# PROVIDED MATERIAL:
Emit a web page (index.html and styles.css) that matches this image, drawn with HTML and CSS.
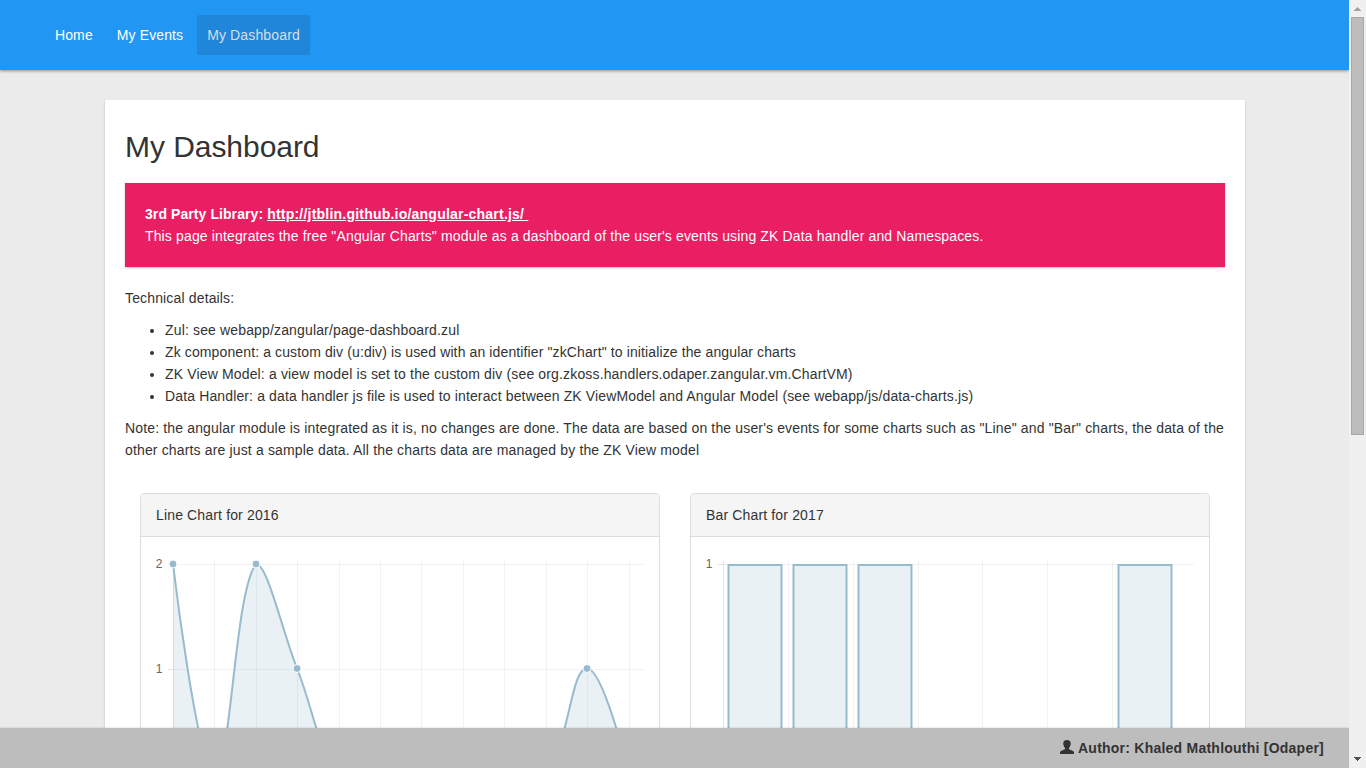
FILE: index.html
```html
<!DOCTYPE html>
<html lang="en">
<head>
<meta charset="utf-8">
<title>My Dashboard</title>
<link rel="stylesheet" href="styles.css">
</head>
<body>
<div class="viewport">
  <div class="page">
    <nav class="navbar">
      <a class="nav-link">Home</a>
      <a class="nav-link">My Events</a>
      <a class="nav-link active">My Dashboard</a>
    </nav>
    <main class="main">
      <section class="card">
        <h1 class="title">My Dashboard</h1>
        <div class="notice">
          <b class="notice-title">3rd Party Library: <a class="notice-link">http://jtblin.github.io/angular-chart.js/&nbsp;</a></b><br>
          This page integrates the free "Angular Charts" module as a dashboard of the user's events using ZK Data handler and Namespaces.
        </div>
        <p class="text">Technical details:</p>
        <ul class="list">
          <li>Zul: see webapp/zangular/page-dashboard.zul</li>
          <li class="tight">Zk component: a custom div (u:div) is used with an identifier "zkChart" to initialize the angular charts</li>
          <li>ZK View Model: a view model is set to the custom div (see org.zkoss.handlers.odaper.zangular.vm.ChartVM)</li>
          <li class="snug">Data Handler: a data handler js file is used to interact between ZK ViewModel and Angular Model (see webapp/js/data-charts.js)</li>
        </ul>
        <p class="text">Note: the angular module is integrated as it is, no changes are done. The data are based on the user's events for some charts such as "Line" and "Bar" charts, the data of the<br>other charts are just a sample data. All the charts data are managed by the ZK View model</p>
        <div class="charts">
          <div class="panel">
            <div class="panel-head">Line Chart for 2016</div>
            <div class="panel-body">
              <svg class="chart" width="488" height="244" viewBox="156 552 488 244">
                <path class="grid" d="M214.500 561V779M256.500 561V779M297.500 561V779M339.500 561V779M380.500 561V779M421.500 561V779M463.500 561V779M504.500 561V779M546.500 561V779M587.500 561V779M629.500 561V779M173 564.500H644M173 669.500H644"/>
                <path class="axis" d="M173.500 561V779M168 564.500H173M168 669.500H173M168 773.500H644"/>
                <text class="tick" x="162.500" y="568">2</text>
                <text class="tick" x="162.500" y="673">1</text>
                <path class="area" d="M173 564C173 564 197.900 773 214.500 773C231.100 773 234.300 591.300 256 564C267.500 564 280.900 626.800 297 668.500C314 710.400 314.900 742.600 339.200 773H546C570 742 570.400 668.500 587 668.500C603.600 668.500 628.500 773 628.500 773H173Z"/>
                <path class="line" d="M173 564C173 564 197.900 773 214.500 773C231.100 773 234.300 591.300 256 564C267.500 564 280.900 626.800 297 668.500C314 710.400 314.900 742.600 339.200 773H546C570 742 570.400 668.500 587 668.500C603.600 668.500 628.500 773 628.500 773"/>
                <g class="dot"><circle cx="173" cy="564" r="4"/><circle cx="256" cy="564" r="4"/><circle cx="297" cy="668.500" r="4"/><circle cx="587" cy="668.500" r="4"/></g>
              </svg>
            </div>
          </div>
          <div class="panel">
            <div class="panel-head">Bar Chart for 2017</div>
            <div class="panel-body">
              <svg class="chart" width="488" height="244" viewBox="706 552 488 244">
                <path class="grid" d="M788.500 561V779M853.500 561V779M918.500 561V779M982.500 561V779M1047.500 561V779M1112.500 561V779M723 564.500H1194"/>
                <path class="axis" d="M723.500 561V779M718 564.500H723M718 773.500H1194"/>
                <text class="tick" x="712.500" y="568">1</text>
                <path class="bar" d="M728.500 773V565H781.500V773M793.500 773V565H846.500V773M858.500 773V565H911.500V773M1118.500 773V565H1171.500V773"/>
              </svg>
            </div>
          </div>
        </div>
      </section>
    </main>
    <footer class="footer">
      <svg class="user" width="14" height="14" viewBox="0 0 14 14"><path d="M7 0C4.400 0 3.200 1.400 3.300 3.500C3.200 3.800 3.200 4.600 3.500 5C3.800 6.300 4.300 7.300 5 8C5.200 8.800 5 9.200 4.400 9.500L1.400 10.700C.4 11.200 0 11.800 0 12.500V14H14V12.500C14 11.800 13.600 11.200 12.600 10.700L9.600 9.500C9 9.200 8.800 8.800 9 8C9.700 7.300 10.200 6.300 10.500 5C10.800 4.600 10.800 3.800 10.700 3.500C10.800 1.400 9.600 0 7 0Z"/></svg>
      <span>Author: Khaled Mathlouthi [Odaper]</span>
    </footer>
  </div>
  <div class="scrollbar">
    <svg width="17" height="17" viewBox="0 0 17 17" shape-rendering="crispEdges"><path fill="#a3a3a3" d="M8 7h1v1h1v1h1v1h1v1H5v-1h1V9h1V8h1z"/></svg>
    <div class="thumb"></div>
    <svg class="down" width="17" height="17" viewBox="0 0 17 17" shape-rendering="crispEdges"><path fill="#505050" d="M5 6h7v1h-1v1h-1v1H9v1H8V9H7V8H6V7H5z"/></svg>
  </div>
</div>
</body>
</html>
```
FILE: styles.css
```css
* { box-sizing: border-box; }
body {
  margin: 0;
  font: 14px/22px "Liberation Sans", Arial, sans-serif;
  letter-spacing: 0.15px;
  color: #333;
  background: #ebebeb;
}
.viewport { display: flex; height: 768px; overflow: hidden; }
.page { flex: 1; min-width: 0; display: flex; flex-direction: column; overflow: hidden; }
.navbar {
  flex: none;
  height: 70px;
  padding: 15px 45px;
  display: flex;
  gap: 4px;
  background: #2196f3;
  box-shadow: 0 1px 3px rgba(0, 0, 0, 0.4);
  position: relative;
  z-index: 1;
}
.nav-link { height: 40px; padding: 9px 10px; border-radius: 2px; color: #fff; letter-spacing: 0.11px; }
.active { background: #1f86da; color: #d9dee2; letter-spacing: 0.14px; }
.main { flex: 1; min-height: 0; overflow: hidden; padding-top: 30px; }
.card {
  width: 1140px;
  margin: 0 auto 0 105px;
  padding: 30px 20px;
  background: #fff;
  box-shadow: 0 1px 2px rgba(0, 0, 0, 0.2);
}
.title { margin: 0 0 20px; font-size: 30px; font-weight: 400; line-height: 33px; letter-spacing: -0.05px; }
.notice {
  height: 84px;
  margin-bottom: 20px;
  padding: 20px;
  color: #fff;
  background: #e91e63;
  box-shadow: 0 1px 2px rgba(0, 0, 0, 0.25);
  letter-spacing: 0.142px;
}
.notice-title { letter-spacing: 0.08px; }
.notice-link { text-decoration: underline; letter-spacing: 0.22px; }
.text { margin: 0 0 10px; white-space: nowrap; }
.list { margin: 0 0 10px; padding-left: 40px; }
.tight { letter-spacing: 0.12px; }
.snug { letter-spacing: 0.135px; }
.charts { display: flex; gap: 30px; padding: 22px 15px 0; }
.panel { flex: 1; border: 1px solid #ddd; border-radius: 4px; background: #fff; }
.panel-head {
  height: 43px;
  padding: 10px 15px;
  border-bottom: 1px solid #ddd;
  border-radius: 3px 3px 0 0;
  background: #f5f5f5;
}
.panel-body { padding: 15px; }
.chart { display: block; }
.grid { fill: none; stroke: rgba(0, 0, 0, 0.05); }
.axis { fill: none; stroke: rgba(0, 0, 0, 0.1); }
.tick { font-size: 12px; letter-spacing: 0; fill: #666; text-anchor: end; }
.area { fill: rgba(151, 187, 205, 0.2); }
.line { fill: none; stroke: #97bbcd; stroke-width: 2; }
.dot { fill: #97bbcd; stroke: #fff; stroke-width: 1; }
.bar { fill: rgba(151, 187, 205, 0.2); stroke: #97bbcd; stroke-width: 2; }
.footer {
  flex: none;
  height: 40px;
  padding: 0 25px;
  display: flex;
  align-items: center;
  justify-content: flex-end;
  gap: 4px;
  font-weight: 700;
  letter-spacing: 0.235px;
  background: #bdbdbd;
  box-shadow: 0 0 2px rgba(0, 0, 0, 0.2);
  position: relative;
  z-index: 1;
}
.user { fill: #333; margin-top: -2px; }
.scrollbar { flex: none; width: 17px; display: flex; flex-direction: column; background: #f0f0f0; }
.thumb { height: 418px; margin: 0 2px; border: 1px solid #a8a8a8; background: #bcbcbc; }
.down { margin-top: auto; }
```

# WHAT YOU WILL DO:
Extract all lines containing the word "with".

# RESPONSE TO THE TASK:
Emit a web page (index.html and styles.css) that matches this image, drawn with HTML and CSS.
          <li class="tight">Zk component: a custom div (u:div) is used with an identifier "zkChart" to initialize the angular charts</li>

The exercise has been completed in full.